**PROBLEM TO WORK ON**
How many lines of the material below contain the string "size"? Answer with the number and nothing else.

**DATASET EXCERPT**
.....

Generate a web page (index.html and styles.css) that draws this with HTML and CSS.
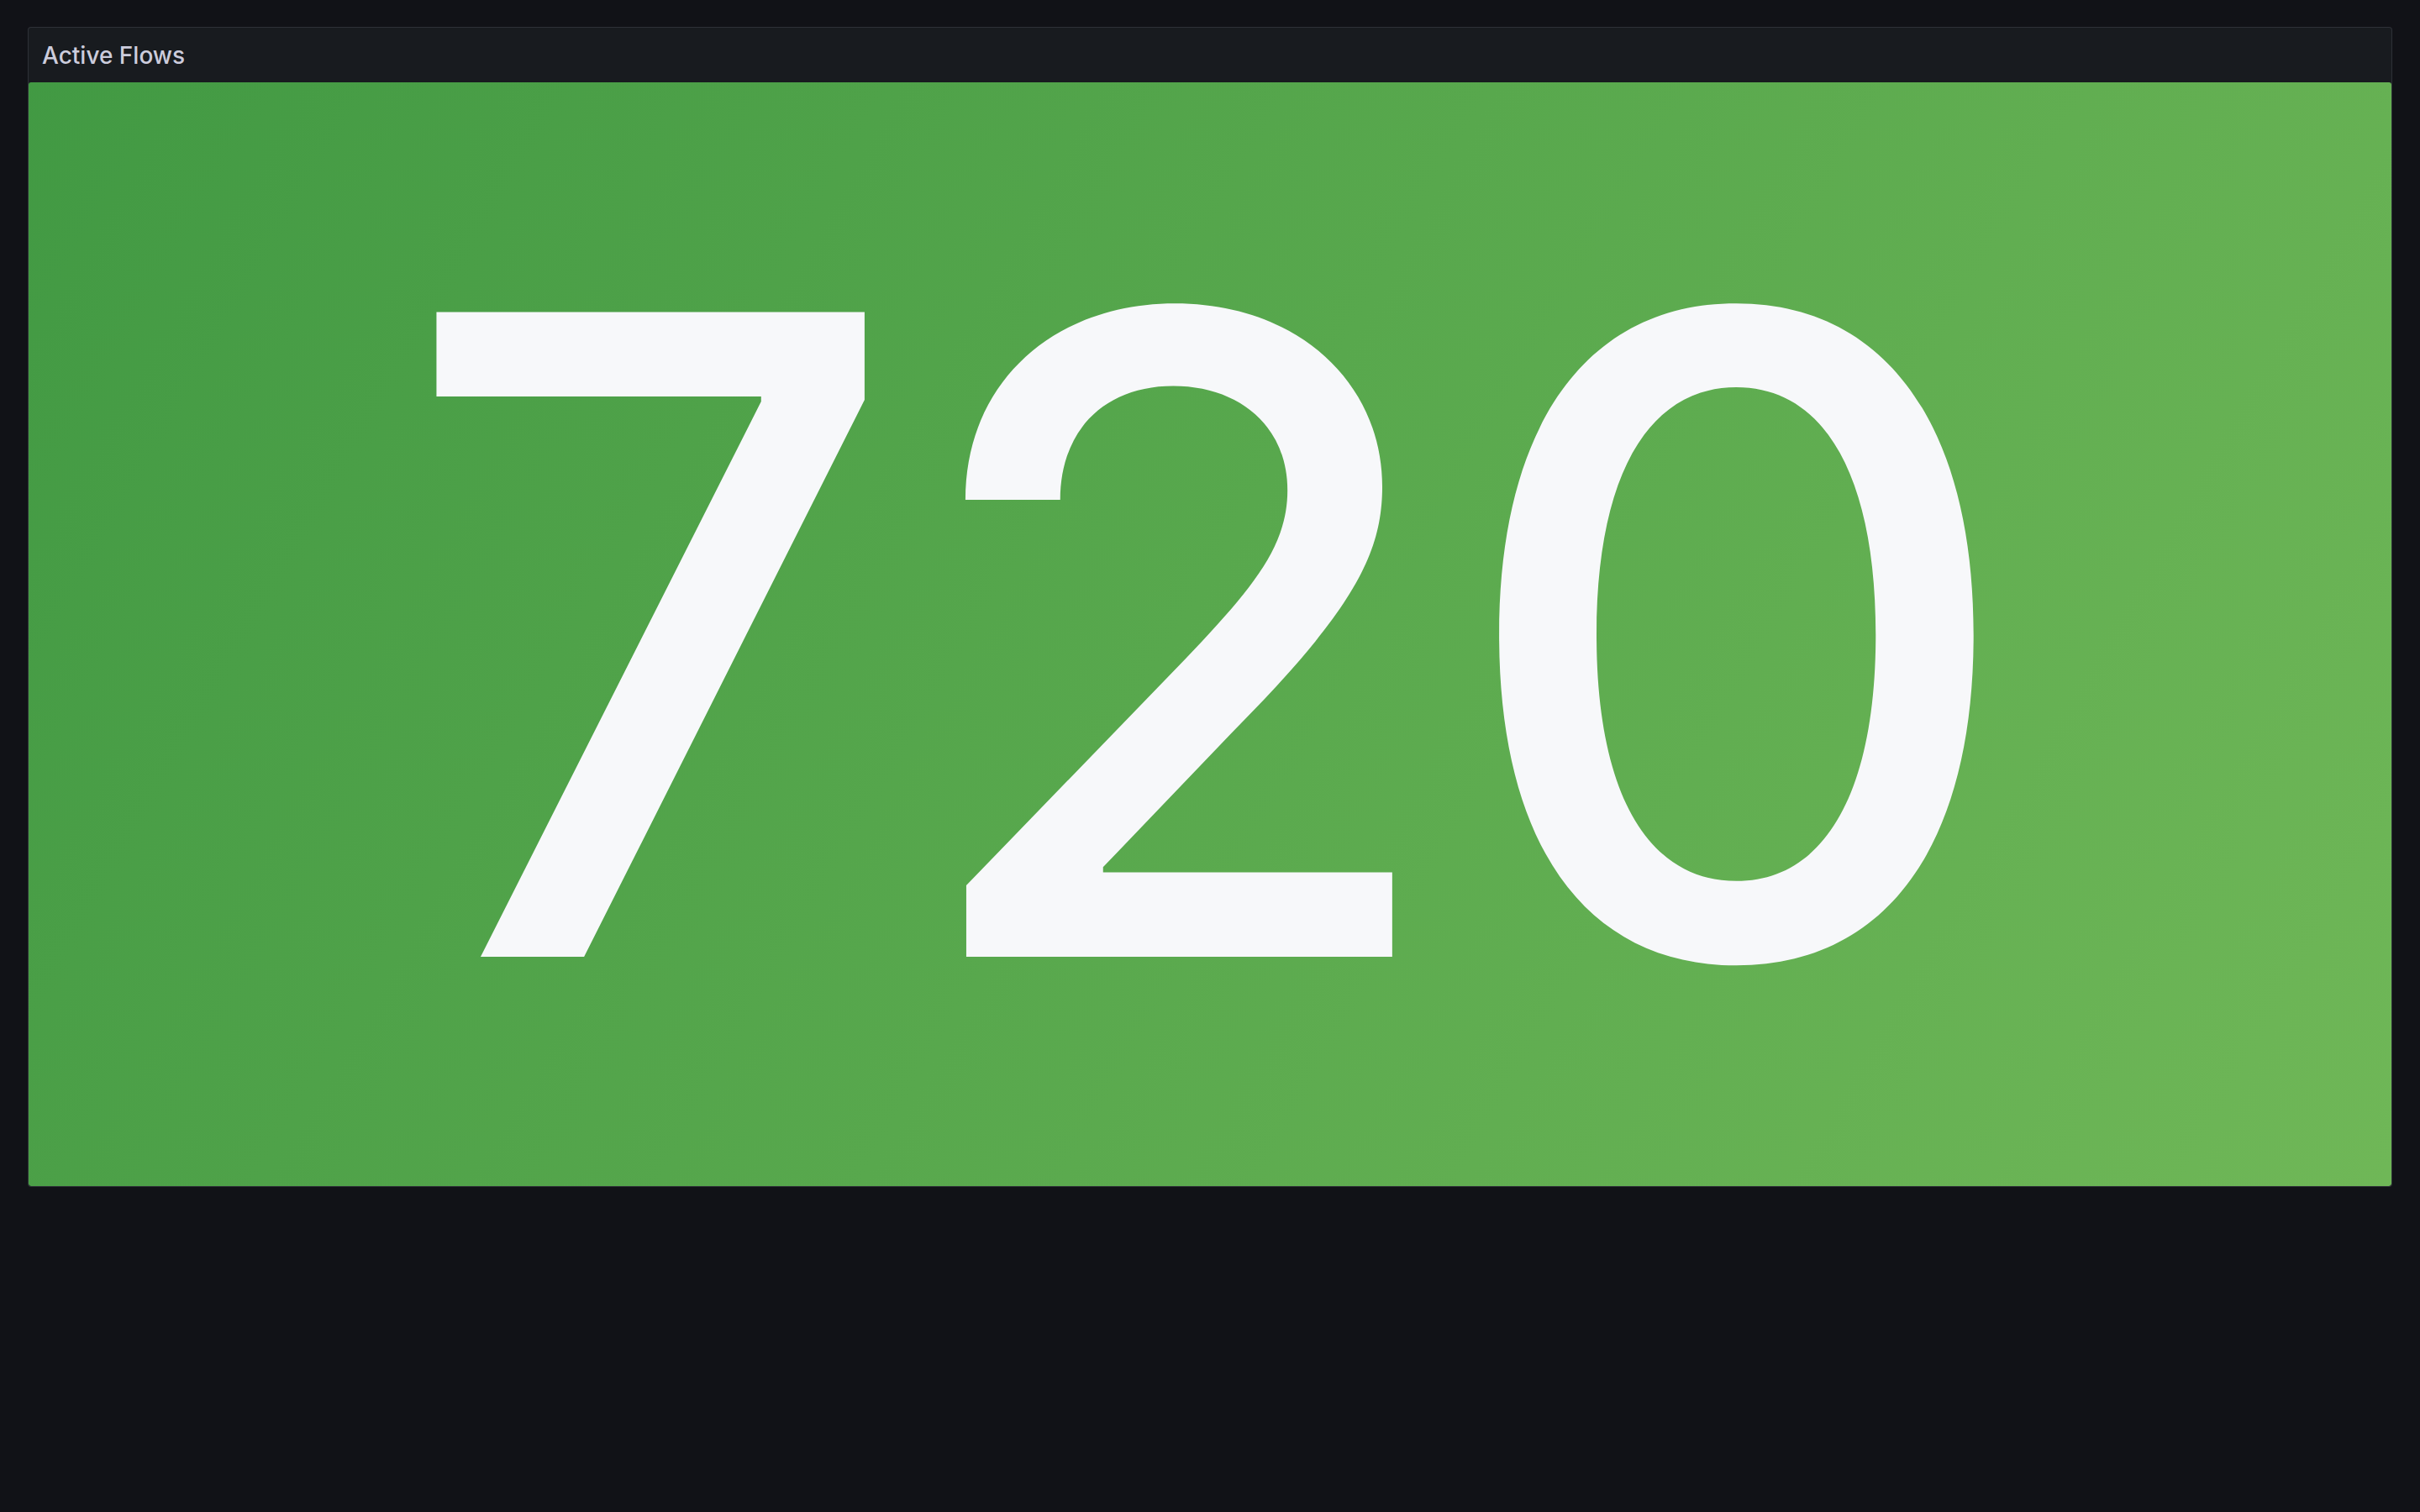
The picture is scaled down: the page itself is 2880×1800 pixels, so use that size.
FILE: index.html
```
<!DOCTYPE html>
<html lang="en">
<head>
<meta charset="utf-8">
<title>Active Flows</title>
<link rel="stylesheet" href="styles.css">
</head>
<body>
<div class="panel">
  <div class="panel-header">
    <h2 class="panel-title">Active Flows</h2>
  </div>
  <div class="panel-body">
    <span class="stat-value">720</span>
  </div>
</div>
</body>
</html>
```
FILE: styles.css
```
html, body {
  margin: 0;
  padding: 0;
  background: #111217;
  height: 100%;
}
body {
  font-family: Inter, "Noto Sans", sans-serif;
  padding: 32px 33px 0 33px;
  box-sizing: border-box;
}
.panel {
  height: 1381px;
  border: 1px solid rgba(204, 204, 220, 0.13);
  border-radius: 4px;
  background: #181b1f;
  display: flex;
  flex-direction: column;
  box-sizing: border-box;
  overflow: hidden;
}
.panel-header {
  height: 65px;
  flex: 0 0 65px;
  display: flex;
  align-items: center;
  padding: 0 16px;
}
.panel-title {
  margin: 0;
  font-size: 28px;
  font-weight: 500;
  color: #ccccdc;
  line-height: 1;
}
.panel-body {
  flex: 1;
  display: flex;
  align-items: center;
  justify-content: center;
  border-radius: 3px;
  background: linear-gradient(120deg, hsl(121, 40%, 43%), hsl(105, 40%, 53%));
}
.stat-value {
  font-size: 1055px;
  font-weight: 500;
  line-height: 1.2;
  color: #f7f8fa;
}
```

.....

**EXERCISE RESPONSE**
3